Załamany stratą kolegi Parker wraca do domu, gdzie odsłuchuje resztę taśmy z nagraniem jego ojca.
Recenzja
Komiks rozpoczyna się bardzo ciekawym kadrowaniem. Mam na myśli te wszystkie małe okienka, które na dwóch stronach układają się w puzzle. Oczywiście rysownik mógł pominąć ten podział i nic wielkiego by się nie stało. Do lepszej interpretacji musimy tutaj skorzystać z innego środka przekazu, jakim jest film. Owe kadrowanie sugeruje, że gdyby ta scena była prawdziwą, wizualną animacją, to kamera stopniowo szłaby z lewej do prawej, powoli odkrywając daną przestrzeń. Jest to fajny smaczek, który lekko podnosi poziom języka komiksowego w tym komiksie, a co za tym idzie, podnosi również poziom tego komiksu.

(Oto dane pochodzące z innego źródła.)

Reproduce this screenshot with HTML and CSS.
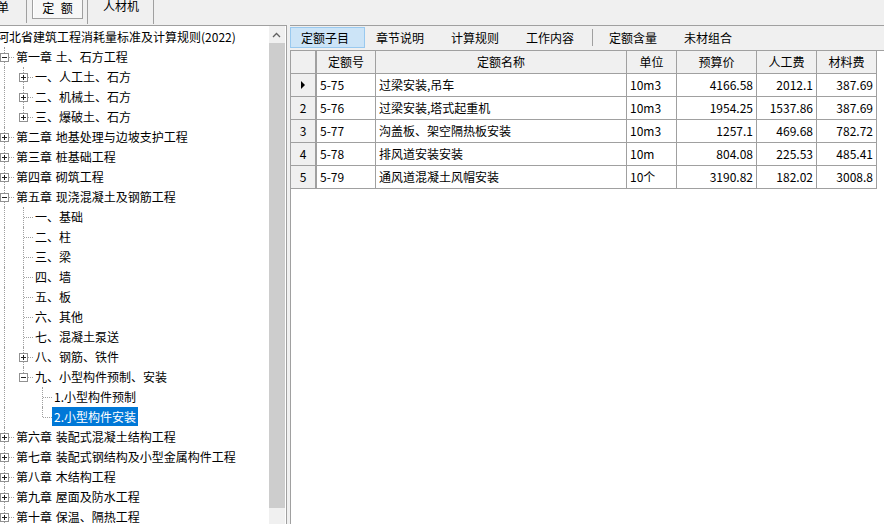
FILE: index.html
```html
<!DOCTYPE html>
<html lang="zh-CN">
<head>
<meta charset="utf-8">
<title>定额</title>
<link rel="stylesheet" href="styles.css">
</head>
<body>
<div class="topbar">
  <div class="tb tb-first">单</div>
  <div class="tb tb-sel">定 额</div>
  <div class="tb tb-sep"></div>
  <div class="tb tb-plain">人材机</div>
</div>
<div class="main">
  <div class="left">
    <div class="tree">
      <div class="row"><span class="lbl root">河北省建筑工程消耗量标准及计算规则(2022)</span></div>
      <div class="row"><span class="c mid"><i class="ex"></i></span><span class="lbl">第一章 土、石方工程</span></div>
      <div class="row"><span class="g v"></span><span class="c mid"><i class="ex plus"></i></span><span class="lbl">一、人工土、石方</span></div>
      <div class="row"><span class="g v"></span><span class="c mid"><i class="ex plus"></i></span><span class="lbl">二、机械土、石方</span></div>
      <div class="row"><span class="g v"></span><span class="c end"><i class="ex plus"></i></span><span class="lbl">三、爆破土、石方</span></div>
      <div class="row"><span class="c mid"><i class="ex plus"></i></span><span class="lbl">第二章 地基处理与边坡支护工程</span></div>
      <div class="row"><span class="c mid"><i class="ex plus"></i></span><span class="lbl">第三章 桩基础工程</span></div>
      <div class="row"><span class="c mid"><i class="ex plus"></i></span><span class="lbl">第四章 砌筑工程</span></div>
      <div class="row"><span class="c mid"><i class="ex"></i></span><span class="lbl">第五章 现浇混凝土及钢筋工程</span></div>
      <div class="row"><span class="g v"></span><span class="c mid"></span><span class="lbl">一、基础</span></div>
      <div class="row"><span class="g v"></span><span class="c mid"></span><span class="lbl">二、柱</span></div>
      <div class="row"><span class="g v"></span><span class="c mid"></span><span class="lbl">三、梁</span></div>
      <div class="row"><span class="g v"></span><span class="c mid"></span><span class="lbl">四、墙</span></div>
      <div class="row"><span class="g v"></span><span class="c mid"></span><span class="lbl">五、板</span></div>
      <div class="row"><span class="g v"></span><span class="c mid"></span><span class="lbl">六、其他</span></div>
      <div class="row"><span class="g v"></span><span class="c mid"></span><span class="lbl">七、混凝土泵送</span></div>
      <div class="row"><span class="g v"></span><span class="c mid"><i class="ex plus"></i></span><span class="lbl">八、钢筋、铁件</span></div>
      <div class="row"><span class="g v"></span><span class="c end"><i class="ex"></i></span><span class="lbl">九、小型构件预制、安装</span></div>
      <div class="row"><span class="g v"></span><span class="g"></span><span class="c mid"></span><span class="lbl">1.小型构件预制</span></div>
      <div class="row"><span class="g v"></span><span class="g"></span><span class="c end"></span><span class="lbl sel">2.小型构件安装</span></div>
      <div class="row"><span class="c mid"><i class="ex plus"></i></span><span class="lbl">第六章 装配式混凝土结构工程</span></div>
      <div class="row"><span class="c mid"><i class="ex plus"></i></span><span class="lbl">第七章 装配式钢结构及小型金属构件工程</span></div>
      <div class="row"><span class="c mid"><i class="ex plus"></i></span><span class="lbl">第八章 木结构工程</span></div>
      <div class="row"><span class="c mid"><i class="ex plus"></i></span><span class="lbl">第九章 屋面及防水工程</span></div>
      <div class="row"><span class="c mid"><i class="ex plus"></i></span><span class="lbl">第十章 保温、隔热工程</span></div>
    </div>
    <div class="scroll">
      <div class="sb-up"><svg width="16" height="17" viewBox="0 0 16 17"><polyline points="4,11 7.5,7.5 11,11" fill="none" stroke="#606060" stroke-width="1.3"/></svg></div>
      <div class="sb-thumb"></div>
    </div>
  </div>
  <div class="splitter"></div>
  <div class="right">
    <div class="tabs">
      <div class="tab sel">定额子目</div>
      <div class="tab">章节说明</div>
      <div class="tab">计算规则</div>
      <div class="tab">工作内容</div>
      <div class="tsep"></div>
      <div class="tab">定额含量</div>
      <div class="tab">未材组合</div>
    </div>
    <div class="grid">
      <div class="gr hdr">
        <div class="cell ind"></div>
        <div class="cell ctr">定额号</div>
        <div class="cell ctr">定额名称</div>
        <div class="cell ctr">单位</div>
        <div class="cell ctr">预算价</div>
        <div class="cell ctr">人工费</div>
        <div class="cell ctr">材料费</div>
      </div>
      <div class="gr">
        <div class="cell ind"><span class="tri"></span></div>
        <div class="cell">5-75</div>
        <div class="cell">过梁安装,吊车</div>
        <div class="cell">10m3</div>
        <div class="cell num">4166.58</div>
        <div class="cell num">2012.1</div>
        <div class="cell num">387.69</div>
      </div>
      <div class="gr">
        <div class="cell ind">2</div>
        <div class="cell">5-76</div>
        <div class="cell">过梁安装,塔式起重机</div>
        <div class="cell">10m3</div>
        <div class="cell num">1954.25</div>
        <div class="cell num">1537.86</div>
        <div class="cell num">387.69</div>
      </div>
      <div class="gr">
        <div class="cell ind">3</div>
        <div class="cell">5-77</div>
        <div class="cell">沟盖板、架空隔热板安装</div>
        <div class="cell">10m3</div>
        <div class="cell num">1257.1</div>
        <div class="cell num">469.68</div>
        <div class="cell num">782.72</div>
      </div>
      <div class="gr">
        <div class="cell ind">4</div>
        <div class="cell">5-78</div>
        <div class="cell">排风道安装安装</div>
        <div class="cell">10m</div>
        <div class="cell num">804.08</div>
        <div class="cell num">225.53</div>
        <div class="cell num">485.41</div>
      </div>
      <div class="gr">
        <div class="cell ind">5</div>
        <div class="cell">5-79</div>
        <div class="cell">通风道混凝土风帽安装</div>
        <div class="cell">10个</div>
        <div class="cell num">3190.82</div>
        <div class="cell num">182.02</div>
        <div class="cell num">3008.8</div>
      </div>
    </div>
  </div>
</div>
</body>
</html>
```
FILE: styles.css
```css
* { box-sizing: border-box; margin: 0; padding: 0; }
html, body { width: 884px; height: 524px; overflow: hidden; }
body {
  font-family: "Noto Sans CJK SC", "Microsoft YaHei", sans-serif;
  font-size: 12px;
  color: #000;
  background: #f0f0f0;
}

/* top bar */
.topbar { height: 25px; display: flex; align-items: flex-start; background: #f0f0f0; overflow: hidden; }
.tb { white-space: nowrap; }
.tb-first { margin-left: -3px; width: 30px; height: 23px; line-height: 14px; border-right: 1px solid #a0a0a0; }
.tb-sel {
  margin-left: 5px; margin-top: -1px; width: 51px; height: 20px;
  border: 1px solid #a0a0a0; background: #f7f7f7;
  box-shadow: inset 1px 0 #fff;
  text-align: center; line-height: 16px; word-spacing: 4px;
}
.tb-sep { margin-left: 4px; width: 1px; height: 24px; background: #a0a0a0; }
.tb-plain { margin-left: 15px; width: 51px; height: 24px; line-height: 12px; border-right: 1px solid #a0a0a0; }

/* main area */
.main { display: flex; height: 499px; }
.left {
  display: flex; width: 287px; background: #fff;
  border-top: 1px solid #a0a0a0; border-right: 1px solid #a0a0a0;
  padding-right: 1px;
}
.tree { width: 269px; overflow: hidden; padding-top: 1px; margin-left: -5px; padding-left: 5px; }
.tree { width: 274px; }
.row { display: flex; height: 20px; margin-left: -5px; white-space: nowrap; }
.g, .c { position: relative; width: 19px; height: 20px; flex: none; }
.g.v::before, .c::before {
  content: ""; position: absolute; left: 9px; top: 0; height: 20px;
  border-left: 1px dotted #a0a0a0;
}
.c.end::before { height: 10px; }
.c::after {
  content: ""; position: absolute; left: 10px; top: 10px; width: 9px;
  border-top: 1px dotted #a0a0a0;
}
.ex {
  position: absolute; left: 5px; top: 6px; width: 9px; height: 9px;
  border: 1px solid #919191; background: #fff; z-index: 1;
}
.ex::before {
  content: ""; position: absolute; left: 1px; top: 3px; width: 5px; height: 1px; background: #222;
}
.ex.plus::after {
  content: ""; position: absolute; left: 3px; top: 1px; width: 1px; height: 5px; background: #222;
}
.lbl { height: 19px; line-height: 19px; padding: 0 2px; word-spacing: 1px; }
.lbl.root { margin-left: 2px; padding: 0; }
.lbl.sel { background: #0078d7; color: #fff; }

.scroll { width: 16px; background: #f0f0f0; display: flex; flex-direction: column; flex: none; }
.sb-up { height: 17px; }
.sb-up svg { display: block; }
.sb-thumb { height: 465px; background: #cdcdcd; }

.splitter { width: 3px; background: #f0f0f0; flex: none; }

.right { flex: 1; display: flex; flex-direction: column; border-top: 1px solid #a0a0a0; background: #f0f0f0; }
.tabs { display: flex; height: 24px; padding-top: 1px; }
.tab {
  width: 75px; height: 21px; border: 1px solid transparent;
  padding-left: 10px; line-height: 19px; white-space: nowrap;
}
.tab.sel { background: #cce4f7; border-color: #99c9ef; }
.tsep { width: 1px; height: 17px; margin: 2px 5px 0 2px; background: #a0a0a0; }

.grid { flex: 1; background: #fff; border-left: 1px solid #a0a0a0; border-top: 1px solid #a0a0a0; }
.gr { display: grid; grid-template-columns: 26px 59px 251px 50px 80px 60px 60px; height: 23px; }
.cell {
  border-right: 1px solid #a0a0a0; border-bottom: 1px solid #a0a0a0;
  padding: 0 3px; line-height: 22px; white-space: nowrap; overflow: hidden; background: #fff;
}
.hdr .cell { background: #f0f0f0; }
.cell.ind { background: #f0f0f0; border-right: 2px solid #a0a0a0; text-align: center; padding: 0; display: flex; align-items: center; justify-content: center; }
.cell.ctr { text-align: center; }
.cell.num { text-align: right; padding-right: 3px; }
.tri {
  width: 0; height: 0; margin-left: -1px;
  border-left: 4px solid #000; border-top: 4px solid transparent; border-bottom: 4px solid transparent;
}
```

Jeśli już jestem przy ciekawych zabiegach artystycznych, to ciekawa jest również narracja. Przez pewien czas narratorem jest ojciec Petera, który na nagranym filmie mówi o swojej pracy i spostrzeżeniach. Jego słowa są bardzo wymowne i uzupełniają akcję komiksu. Bardzo znamienny jest moment, kiedy to tłumaczy, że nie możemy brać na siebie odpowiedzialności za to, co inni ludzie sobie robią, gdy w tym czasie widzimy Venoma zniszczonego przez porażenie prądem. Na uwagę zasługuje również animacja, gdy kostium stara się wchłonąć Petera. Mamy tutaj wymowny zabieg w postaci dwóch całkowicie czarnych kadrów.

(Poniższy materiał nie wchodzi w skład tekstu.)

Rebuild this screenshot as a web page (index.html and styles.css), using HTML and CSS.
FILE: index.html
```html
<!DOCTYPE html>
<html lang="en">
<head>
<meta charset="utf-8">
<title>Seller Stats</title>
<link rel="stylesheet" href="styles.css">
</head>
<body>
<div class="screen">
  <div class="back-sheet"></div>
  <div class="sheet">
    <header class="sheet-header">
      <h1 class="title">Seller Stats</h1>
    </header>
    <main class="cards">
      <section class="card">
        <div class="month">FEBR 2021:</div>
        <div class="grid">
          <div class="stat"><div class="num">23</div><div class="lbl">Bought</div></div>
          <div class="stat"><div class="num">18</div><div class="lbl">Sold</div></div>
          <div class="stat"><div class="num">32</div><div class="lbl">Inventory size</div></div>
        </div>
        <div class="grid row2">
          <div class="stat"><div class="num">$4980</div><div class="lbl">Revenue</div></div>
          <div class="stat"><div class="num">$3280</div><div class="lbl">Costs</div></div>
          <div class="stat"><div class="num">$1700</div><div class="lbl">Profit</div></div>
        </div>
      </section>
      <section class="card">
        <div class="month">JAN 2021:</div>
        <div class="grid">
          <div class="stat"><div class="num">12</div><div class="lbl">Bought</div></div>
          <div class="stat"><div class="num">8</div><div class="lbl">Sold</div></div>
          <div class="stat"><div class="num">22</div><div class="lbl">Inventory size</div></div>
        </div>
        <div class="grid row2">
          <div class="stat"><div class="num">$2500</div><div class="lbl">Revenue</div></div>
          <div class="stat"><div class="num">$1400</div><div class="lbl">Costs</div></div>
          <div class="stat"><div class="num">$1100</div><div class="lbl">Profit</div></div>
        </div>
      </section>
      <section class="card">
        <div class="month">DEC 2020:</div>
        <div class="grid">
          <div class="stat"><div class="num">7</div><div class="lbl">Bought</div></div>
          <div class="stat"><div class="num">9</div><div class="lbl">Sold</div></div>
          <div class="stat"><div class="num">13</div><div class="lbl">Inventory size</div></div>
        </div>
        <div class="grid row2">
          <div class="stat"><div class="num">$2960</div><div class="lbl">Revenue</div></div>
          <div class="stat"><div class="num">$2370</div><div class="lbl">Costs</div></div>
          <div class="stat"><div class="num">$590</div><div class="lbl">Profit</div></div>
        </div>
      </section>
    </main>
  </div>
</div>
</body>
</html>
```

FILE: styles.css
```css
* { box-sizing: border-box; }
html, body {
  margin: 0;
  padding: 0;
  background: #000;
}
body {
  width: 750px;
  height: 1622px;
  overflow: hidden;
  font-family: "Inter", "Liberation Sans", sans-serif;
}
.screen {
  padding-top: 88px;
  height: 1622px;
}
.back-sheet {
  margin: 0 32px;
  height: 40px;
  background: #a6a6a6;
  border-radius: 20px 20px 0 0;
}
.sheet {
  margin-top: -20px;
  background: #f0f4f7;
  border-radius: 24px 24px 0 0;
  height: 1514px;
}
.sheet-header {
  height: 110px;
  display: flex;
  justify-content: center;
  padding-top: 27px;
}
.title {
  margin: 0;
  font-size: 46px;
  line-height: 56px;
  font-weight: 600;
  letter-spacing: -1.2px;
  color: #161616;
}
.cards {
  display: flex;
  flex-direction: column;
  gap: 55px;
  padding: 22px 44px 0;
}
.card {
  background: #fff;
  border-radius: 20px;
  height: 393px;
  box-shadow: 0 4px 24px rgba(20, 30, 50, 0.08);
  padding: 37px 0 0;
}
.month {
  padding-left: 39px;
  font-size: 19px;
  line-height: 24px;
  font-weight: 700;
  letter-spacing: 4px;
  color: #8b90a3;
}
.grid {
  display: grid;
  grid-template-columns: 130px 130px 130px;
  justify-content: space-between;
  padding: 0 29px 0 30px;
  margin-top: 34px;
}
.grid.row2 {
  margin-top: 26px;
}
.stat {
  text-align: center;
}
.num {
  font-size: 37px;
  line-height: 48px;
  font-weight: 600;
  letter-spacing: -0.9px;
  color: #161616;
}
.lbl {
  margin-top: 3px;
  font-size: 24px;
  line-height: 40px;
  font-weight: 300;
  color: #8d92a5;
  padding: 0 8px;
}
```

Wracając do historii, wychwyciłem parę mniejszych i większych niedociągnięć, które można tłumaczyć sobie faktem, że jest to jednak uniwersum Ultimate. Przede wszystkim rzecz, na którą zwróciłem uwagę, to sposób walki Venoma. Peter zaobserwował, że Eddie walczy w szale, nie ma większej strategii. Moje pytanie brzmi: czemu wróg Spider-Mana nie kłapie ciągle zębiskami? Od zawsze Venom (nawet w uniwersum 616) ma bogate uzębienie, a nigdy nie widziałem go gryzącego. Jeśli walczył instynktownie, to powinien chociaż starać się ugryźć Petera. Może Bendis nie chciał robić komiksu zbyt brutalnego, ale i tak szkoda.
Bagley z kolei zmienił wygląd tej postaci. Pamiętacie ostatni odcinek crossoveru Maximum Carnage? Tam rysownik przedstawił Venoma, niczym Obcego z filmu „Alien”, z licznymi małymi kłami. Osobiście takiego Venoma właśnie pokochałem, ale oczywiście musiano zmienić mu image na potrzeby nowego uniwersum.

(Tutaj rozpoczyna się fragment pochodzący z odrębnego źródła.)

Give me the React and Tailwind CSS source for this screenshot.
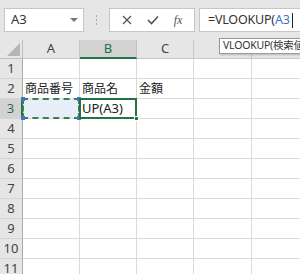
import React from 'react'

const FONT = { fontFamily: '"Noto Sans", "Noto Sans CJK JP", sans-serif' }

const COLS = [
  { key: 'A', label: 'A', w: 'w-[57px]' },
  { key: 'B', label: 'B', w: 'w-[57px]' },
  { key: 'C', label: 'C', w: 'w-[57px]' },
  { key: 'D', label: '', w: 'w-[58px]' }, // letter hidden under the tooltip
  { key: 'E', label: '', w: 'w-[60px]' },
]

const DATA = {
  2: { A: '商品番号', B: '商品名', C: '金額' },
}

function Toolbar() {
  return (
    <div className="h-[40px] bg-[#e6e6e6] flex items-start pt-[8px] pl-[4px]">
      {/* name box */}
      <div className="w-[80px] h-[24px] bg-white border border-[#c6c6c6] flex items-center justify-between pl-[6px] pr-[5px]">
        <span className="text-[13px] text-[#333]">A3</span>
        <svg width="8" height="5" viewBox="0 0 8 5"><path d="M0 0 L8 0 L4 4 Z" fill="#777" /></svg>
      </div>
      {/* dots */}
      <div className="w-[25px] h-[24px] flex flex-col items-center justify-center gap-[2px]">
        <div className="w-[1px] h-[2px] bg-[#aaa]" />
        <div className="w-[1px] h-[2px] bg-[#aaa]" />
        <div className="w-[1px] h-[2px] bg-[#aaa]" />
      </div>
      {/* buttons */}
      <div className="w-[86px] h-[24px] bg-white border border-[#c6c6c6] flex items-center justify-around px-[4px]">
        <svg width="10" height="10" viewBox="0 0 10 10"><path d="M1 1 L9 9 M9 1 L1 9" stroke="#555" strokeWidth="1.3" /></svg>
        <svg width="12" height="10" viewBox="0 0 12 10"><path d="M1 5 L4.5 8.5 L11 1.5" stroke="#555" strokeWidth="1.6" fill="none" /></svg>
        <span className="text-[12px] italic text-[#555]" style={{ fontFamily: '"Liberation Serif", serif' }}>fx</span>
      </div>
      {/* formula bar */}
      <div className="ml-[4px] flex-1 h-[24px] bg-white border border-[#c6c6c6] border-r-0 flex items-center pl-[8px]">
        <span className="text-[12.5px] tracking-[-0.2px] text-[#333] whitespace-nowrap">
          =VLOOKUP(<span className="text-[#4472c4]">A3</span>
        </span>
        <div className="w-[1px] h-[15px] bg-[#222] ml-[2px]" />
      </div>
    </div>
  )
}

function HeaderRow() {
  return (
    <div className="flex h-[19px]">
      <div className="w-[23px] shrink-0 bg-[#e6e6e6] border-r border-b border-[#bdbdbd] flex items-end justify-end pr-[2px] pb-[2px]">
        <svg width="13" height="13" viewBox="0 0 13 13"><path d="M13 0 L13 13 L0 13 Z" fill="#b5b5b5" /></svg>
      </div>
      {COLS.map((c) => {
        const sel = c.key === 'B'
        return (
          <div
            key={c.key}
            className={`${c.w} shrink-0 flex items-center justify-center text-[13px] border-r ${sel ? 'bg-[#d3d3d3] text-[#217346] border-b-2 border-b-[#217346] border-r-[#c0c0c0]' : 'bg-[#e6e6e6] text-[#444] border-b border-[#c8c8c8]'}`}
          >
            {c.label}
          </div>
        )
      })}
    </div>
  )
}

function Row({ n }) {
  const selRow = n === 3
  return (
    <div className="flex h-[20px]">
      <div className={`w-[23px] shrink-0 flex items-center justify-center text-[13px] border-b border-[#d4d4d4] ${selRow ? 'bg-[#d3d3d3] text-[#217346] border-r-2 border-r-[#217346]' : 'bg-[#e6e6e6] text-[#444] border-r border-r-[#a9a9a9]'}`}>
        {n}
      </div>
      {COLS.map((c) => {
        const txt = DATA[n] && DATA[n][c.key]
        const isA3 = n === 3 && c.key === 'A'
        const isB3 = n === 3 && c.key === 'B'
        return (
          <div
            key={c.key}
            className={`${c.w} shrink-0 relative border-r border-b border-[#dadada] flex items-center pl-[2px] text-[12px] text-[#222] whitespace-nowrap ${isA3 ? 'bg-[#e8eef8]' : 'bg-white'}`}
          >
            {txt}
            {isA3 && (
              <div className="absolute left-[-1px] top-[-1px] right-[-1px] bottom-[-1px] border-2 border-dashed border-[#3a7f55] z-10">
                <div className="absolute left-[-3px] top-[-3px] w-[4px] h-[4px] bg-[#4472c4]" />
                <div className="absolute right-[-3px] top-[-3px] w-[4px] h-[4px] bg-[#4472c4]" />
                <div className="absolute left-[-3px] bottom-[-3px] w-[4px] h-[4px] bg-[#4472c4]" />
                <div className="absolute right-[-3px] bottom-[-3px] w-[4px] h-[4px] bg-[#4472c4]" />
              </div>
            )}
            {isB3 && (
              <>
                <span className="text-[13px]">UP(A3)</span>
                <div className="absolute left-[-1px] top-[-1px] right-[-1px] bottom-[-1px] border-2 border-[#217346] z-10">
                  <div className="absolute right-[-4px] bottom-[-4px] w-[5px] h-[5px] bg-[#217346] border border-white" />
                </div>
              </>
            )}
          </div>
        )
      })}
    </div>
  )
}

export default function App() {
  return (
    <div className="w-[300px] h-[274px] overflow-hidden bg-white relative" style={FONT}>
      <Toolbar />
      <HeaderRow />
      {[1, 2, 3, 4, 5, 6, 7, 8, 9, 10, 11].map((n) => (
        <Row key={n} n={n} />
      ))}
      {/* function tooltip */}
      <div className="absolute left-[219px] top-[38px] h-[16px] pl-[3px] pr-[10px] bg-white border border-[#9a9a9a] shadow-[1px_1px_2px_rgba(0,0,0,0.2)] flex items-center text-[10.5px] tracking-[-0.2px] text-[#333] whitespace-nowrap">
        VLOOKUP(検索値
      </div>
    </div>
  )
}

Na końcu wielkie brawa dla samego pojedynku. W amerykańskich komiksach brakuje mi szczegółowych animacji walk. Zazwyczaj jest rysunek jak ktoś daje komuś w mordę i koniec. Tutaj Peter fajnie łapie mackę Venoma, wszystkie sekwencje ciosów są czytelne i rzetelnie pokazane. Oby komiks amerykański rozwinął się z czasem jeszcze bardziej pod tym względem. Nie chodzi mi oczywiście, żeby w każdym numerze był pojedynek tytanów. Wolę, gdy budowana jest atmosfera, gdy wzrasta napięcie i na końcu, gdy serwują nam kulminacyjną walkę. Z tego właśnie względu komiks zasługuje na maksymalną notę.